#### Data section ####

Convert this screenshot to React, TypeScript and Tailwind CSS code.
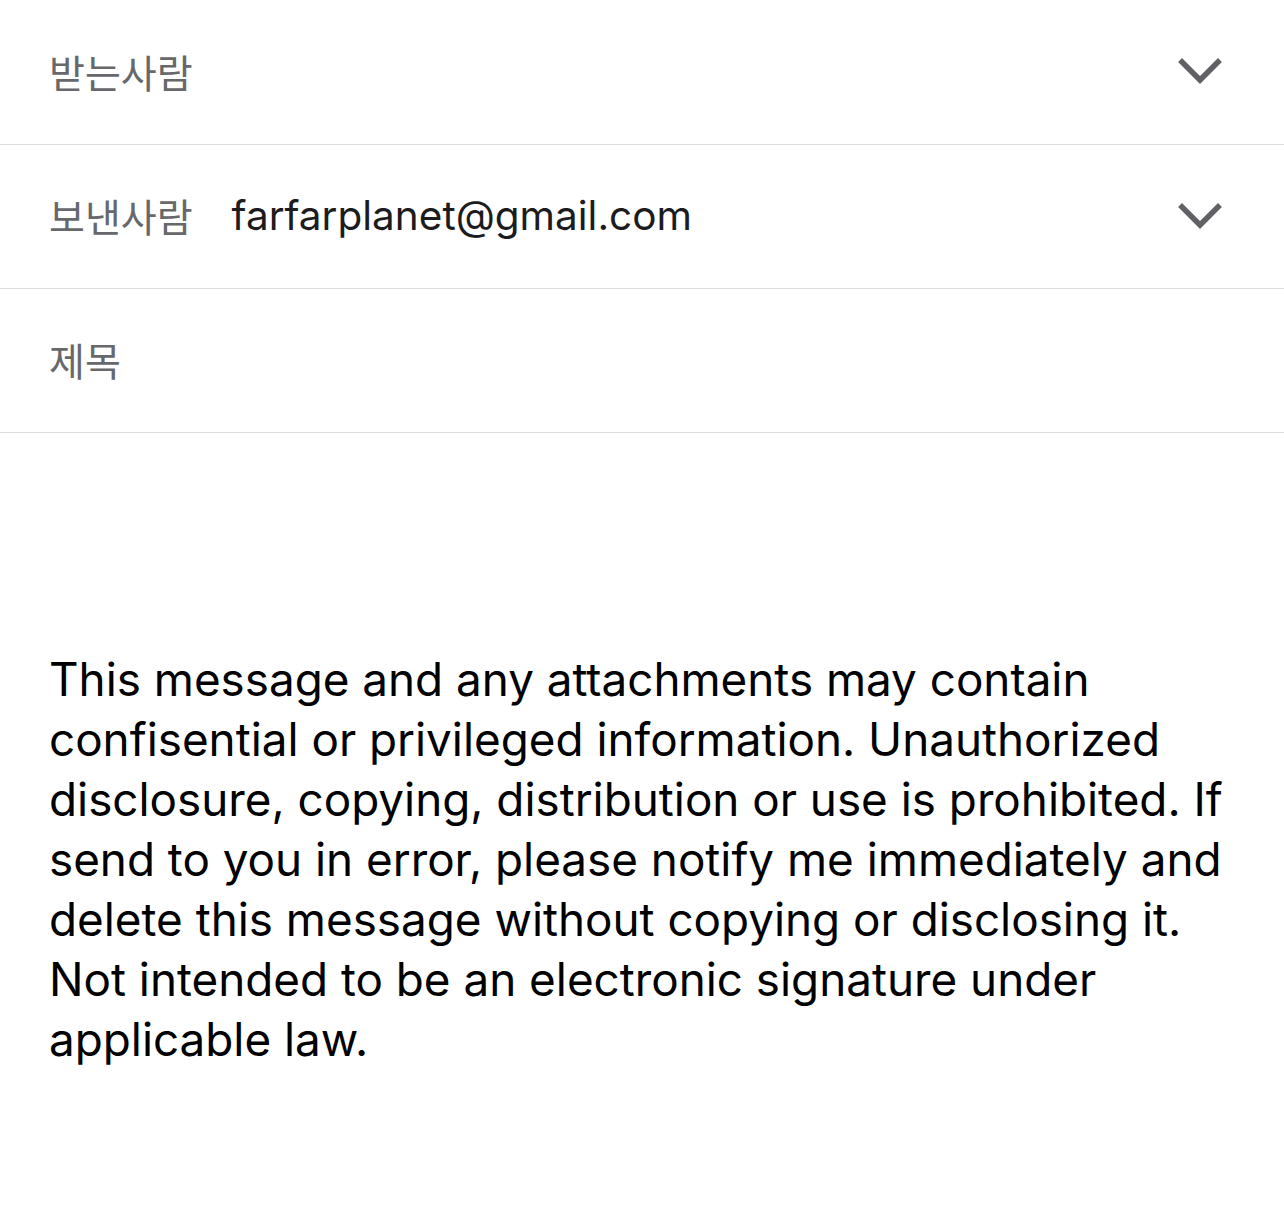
import React from "react";

const Chevron = () => (
  <svg width="44" height="28" viewBox="0 0 44 28" fill="none">
    <path d="M4 4 L22 22 L40 4" stroke="#5f6165" strokeWidth="5.5" strokeLinecap="square" strokeLinejoin="miter" />
  </svg>
);

const labelFont = { fontFamily: '"Noto Sans CJK KR", "Noto Sans", sans-serif' };

const lines = [
  "This message and any attachments may contain",
  "confisential or privileged information. Unauthorized",
  "disclosure, copying, distribution or use is prohibited. If",
  "send to you in error, please notify me immediately and",
  "delete this message without copying or disclosing it.",
  "Not intended to be an electronic signature under",
  "applicable law.",
];

export default function App() {
  return (
    <div className="w-[1284px] h-[1205px] bg-white" style={{ fontFamily: 'Inter, "Noto Sans CJK KR", sans-serif' }}>
      <div className="h-[145px] flex items-center border-b border-[#dedede] pl-[49px] pr-[62px]">
        <span className="text-[39px] text-[#66686c] flex-1 -mt-[2px]" style={labelFont}>받는사람</span>
        <Chevron />
      </div>
      <div className="h-[144px] flex items-center border-b border-[#dedede] pl-[49px] pr-[62px]">
        <span className="text-[39px] text-[#66686c] -mt-[2px]" style={labelFont}>보낸사람</span>
        <span className="ml-[39px] text-[40.5px] text-[#1c1c1e] flex-1">farfarplanet@gmail.com</span>
        <Chevron />
      </div>
      <div className="h-[144px] flex items-center border-b border-[#dedede] pl-[49px] pr-[62px]">
        <span className="text-[39px] text-[#66686c] -mt-[2px]" style={labelFont}>제목</span>
      </div>
      <div className="pl-[49px] pt-[217px] text-[45.8px] leading-[60px] text-black whitespace-nowrap">
        {lines.map((l) => (
          <div key={l}>{l}</div>
        ))}
      </div>
    </div>
  );
}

####

(Work to do)
Go through the listing above and quote it exactly, apart from its images.

(Task answer)
Convert this screenshot to React, TypeScript and Tailwind CSS code.
import React from "react";

const Chevron = () => (
  <svg width="44" height="28" viewBox="0 0 44 28" fill="none">
    <path d="M4 4 L22 22 L40 4" stroke="#5f6165" strokeWidth="5.5" strokeLinecap="square" strokeLinejoin="miter" />
  </svg>
);

const labelFont = { fontFamily: '"Noto Sans CJK KR", "Noto Sans", sans-serif' };

const lines = [
  "This message and any attachments may contain",
  "confisential or privileged information. Unauthorized",
  "disclosure, copying, distribution or use is prohibited. If",
  "send to you in error, please notify me immediately and",
  "delete this message without copying or disclosing it.",
  "Not intended to be an electronic signature under",
  "applicable law.",
];

export default function App() {
  return (
    <div className="w-[1284px] h-[1205px] bg-white" style={{ fontFamily: 'Inter, "Noto Sans CJK KR", sans-serif' }}>
      <div className="h-[145px] flex items-center border-b border-[#dedede] pl-[49px] pr-[62px]">
        <span className="text-[39px] text-[#66686c] flex-1 -mt-[2px]" style={labelFont}>받는사람</span>
        <Chevron />
      </div>
      <div className="h-[144px] flex items-center border-b border-[#dedede] pl-[49px] pr-[62px]">
        <span className="text-[39px] text-[#66686c] -mt-[2px]" style={labelFont}>보낸사람</span>
        <span className="ml-[39px] text-[40.5px] text-[#1c1c1e] flex-1">farfarplanet@gmail.com</span>
        <Chevron />
      </div>
      <div className="h-[144px] flex items-center border-b border-[#dedede] pl-[49px] pr-[62px]">
        <span className="text-[39px] text-[#66686c] -mt-[2px]" style={labelFont}>제목</span>
      </div>
      <div className="pl-[49px] pt-[217px] text-[45.8px] leading-[60px] text-black whitespace-nowrap">
        {lines.map((l) => (
          <div key={l}>{l}</div>
        ))}
      </div>
    </div>
  );
}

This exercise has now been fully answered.